- **DIRECTIONS**
Omit all pictures, then retype the data exactly as given.

---*---

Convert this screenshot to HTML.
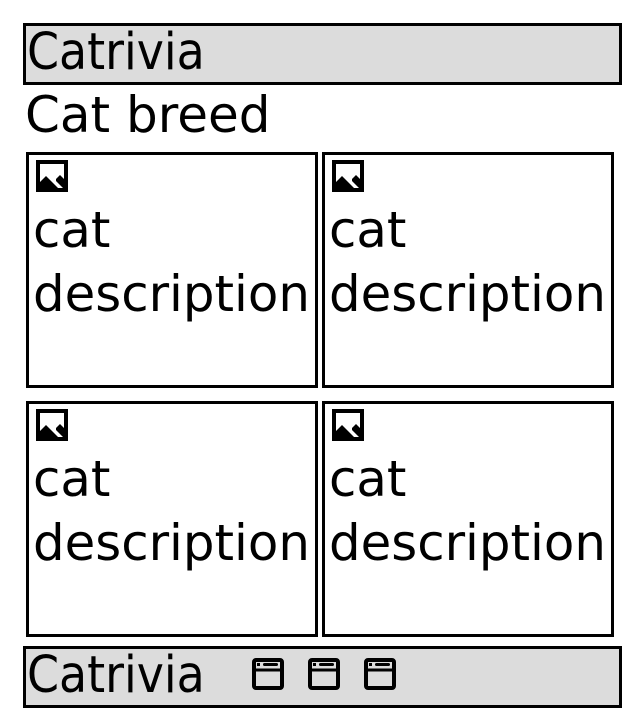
<!DOCTYPE html>
<html><head><meta charset="utf-8"><style>
body{margin:0;width:640px;height:726px;background:#fff;position:relative;font-family:"DejaVu Sans","Liberation Sans",sans-serif;color:#000;overflow:hidden}
.bar{position:absolute;left:23px;width:593px;height:56px;border:3px solid #000;background:#dcdcdc}
.bar .t{position:absolute;left:1px;top:-5px;font-family:"DejaVu Sans Condensed","DejaVu Sans",sans-serif;font-size:51px;line-height:64px;white-space:nowrap}
.h{position:absolute;left:25px;top:83px;font-size:50px;line-height:64px}
.card{position:absolute;width:286px;height:230px;border:3px solid #000;box-sizing:content-box}
.card svg{position:absolute;left:7px;top:5px;width:32px;height:32px}
.card .tx{position:absolute;left:4px;top:43px;font-size:49.8px;line-height:64px;white-space:nowrap}
.fi{position:absolute;top:658px;width:32px;height:32px}
</style></head><body>
<div class="bar" style="top:23px"><span class="t">Catrivia</span></div>
<div class="h">Cat breed</div>
<div class="card" style="left:26px;top:152px"><svg viewBox="0 0 32 32"><rect width="32" height="32" fill="#000"/><path d="M4 4 H28 V19 L24 15 L20 19 L20 21 L27 28 L22 28 L10 16 L4 22 Z" fill="#fff"/></svg><div class="tx">cat<br>description</div></div>
<div class="card" style="left:322px;top:152px"><svg viewBox="0 0 32 32"><rect width="32" height="32" fill="#000"/><path d="M4 4 H28 V19 L24 15 L20 19 L20 21 L27 28 L22 28 L10 16 L4 22 Z" fill="#fff"/></svg><div class="tx">cat<br>description</div></div>
<div class="card" style="left:26px;top:401px"><svg viewBox="0 0 32 32"><rect width="32" height="32" fill="#000"/><path d="M4 4 H28 V19 L24 15 L20 19 L20 21 L27 28 L22 28 L10 16 L4 22 Z" fill="#fff"/></svg><div class="tx">cat<br>description</div></div>
<div class="card" style="left:322px;top:401px"><svg viewBox="0 0 32 32"><rect width="32" height="32" fill="#000"/><path d="M4 4 H28 V19 L24 15 L20 19 L20 21 L27 28 L22 28 L10 16 L4 22 Z" fill="#fff"/></svg><div class="tx">cat<br>description</div></div>
<div class="bar" style="top:646px"><span class="t">Catrivia</span></div>
<svg class="fi" style="left:252px" viewBox="0 0 32 32"><rect x="2" y="2" width="28" height="28" rx="2" fill="none" stroke="#000" stroke-width="4"/><path d="M2 12 H30" stroke="#000" stroke-width="3"/><rect x="5" y="5" width="3" height="3" fill="#000"/><rect x="11" y="5" width="15" height="3" rx="1.5" fill="#000"/></svg>
<svg class="fi" style="left:308px" viewBox="0 0 32 32"><rect x="2" y="2" width="28" height="28" rx="2" fill="none" stroke="#000" stroke-width="4"/><path d="M2 12 H30" stroke="#000" stroke-width="3"/><rect x="5" y="5" width="3" height="3" fill="#000"/><rect x="11" y="5" width="15" height="3" rx="1.5" fill="#000"/></svg>
<svg class="fi" style="left:364px" viewBox="0 0 32 32"><rect x="2" y="2" width="28" height="28" rx="2" fill="none" stroke="#000" stroke-width="4"/><path d="M2 12 H30" stroke="#000" stroke-width="3"/><rect x="5" y="5" width="3" height="3" fill="#000"/><rect x="11" y="5" width="15" height="3" rx="1.5" fill="#000"/></svg>
</body></html>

---*---

- **ANSWER**
Convert this screenshot to HTML.
<!DOCTYPE html>
<html><head><meta charset="utf-8"><style>
body{margin:0;width:640px;height:726px;background:#fff;position:relative;font-family:"DejaVu Sans","Liberation Sans",sans-serif;color:#000;overflow:hidden}
.bar{position:absolute;left:23px;width:593px;height:56px;border:3px solid #000;background:#dcdcdc}
.bar .t{position:absolute;left:1px;top:-5px;font-family:"DejaVu Sans Condensed","DejaVu Sans",sans-serif;font-size:51px;line-height:64px;white-space:nowrap}
.h{position:absolute;left:25px;top:83px;font-size:50px;line-height:64px}
.card{position:absolute;width:286px;height:230px;border:3px solid #000;box-sizing:content-box}
.card svg{position:absolute;left:7px;top:5px;width:32px;height:32px}
.card .tx{position:absolute;left:4px;top:43px;font-size:49.8px;line-height:64px;white-space:nowrap}
.fi{position:absolute;top:658px;width:32px;height:32px}
</style></head><body>
<div class="bar" style="top:23px"><span class="t">Catrivia</span></div>
<div class="h">Cat breed</div>
<div class="card" style="left:26px;top:152px"><svg viewBox="0 0 32 32"><rect width="32" height="32" fill="#000"/><path d="M4 4 H28 V19 L24 15 L20 19 L20 21 L27 28 L22 28 L10 16 L4 22 Z" fill="#fff"/></svg><div class="tx">cat<br>description</div></div>
<div class="card" style="left:322px;top:152px"><svg viewBox="0 0 32 32"><rect width="32" height="32" fill="#000"/><path d="M4 4 H28 V19 L24 15 L20 19 L20 21 L27 28 L22 28 L10 16 L4 22 Z" fill="#fff"/></svg><div class="tx">cat<br>description</div></div>
<div class="card" style="left:26px;top:401px"><svg viewBox="0 0 32 32"><rect width="32" height="32" fill="#000"/><path d="M4 4 H28 V19 L24 15 L20 19 L20 21 L27 28 L22 28 L10 16 L4 22 Z" fill="#fff"/></svg><div class="tx">cat<br>description</div></div>
<div class="card" style="left:322px;top:401px"><svg viewBox="0 0 32 32"><rect width="32" height="32" fill="#000"/><path d="M4 4 H28 V19 L24 15 L20 19 L20 21 L27 28 L22 28 L10 16 L4 22 Z" fill="#fff"/></svg><div class="tx">cat<br>description</div></div>
<div class="bar" style="top:646px"><span class="t">Catrivia</span></div>
<svg class="fi" style="left:252px" viewBox="0 0 32 32"><rect x="2" y="2" width="28" height="28" rx="2" fill="none" stroke="#000" stroke-width="4"/><path d="M2 12 H30" stroke="#000" stroke-width="3"/><rect x="5" y="5" width="3" height="3" fill="#000"/><rect x="11" y="5" width="15" height="3" rx="1.5" fill="#000"/></svg>
<svg class="fi" style="left:308px" viewBox="0 0 32 32"><rect x="2" y="2" width="28" height="28" rx="2" fill="none" stroke="#000" stroke-width="4"/><path d="M2 12 H30" stroke="#000" stroke-width="3"/><rect x="5" y="5" width="3" height="3" fill="#000"/><rect x="11" y="5" width="15" height="3" rx="1.5" fill="#000"/></svg>
<svg class="fi" style="left:364px" viewBox="0 0 32 32"><rect x="2" y="2" width="28" height="28" rx="2" fill="none" stroke="#000" stroke-width="4"/><path d="M2 12 H30" stroke="#000" stroke-width="3"/><rect x="5" y="5" width="3" height="3" fill="#000"/><rect x="11" y="5" width="15" height="3" rx="1.5" fill="#000"/></svg>
</body></html>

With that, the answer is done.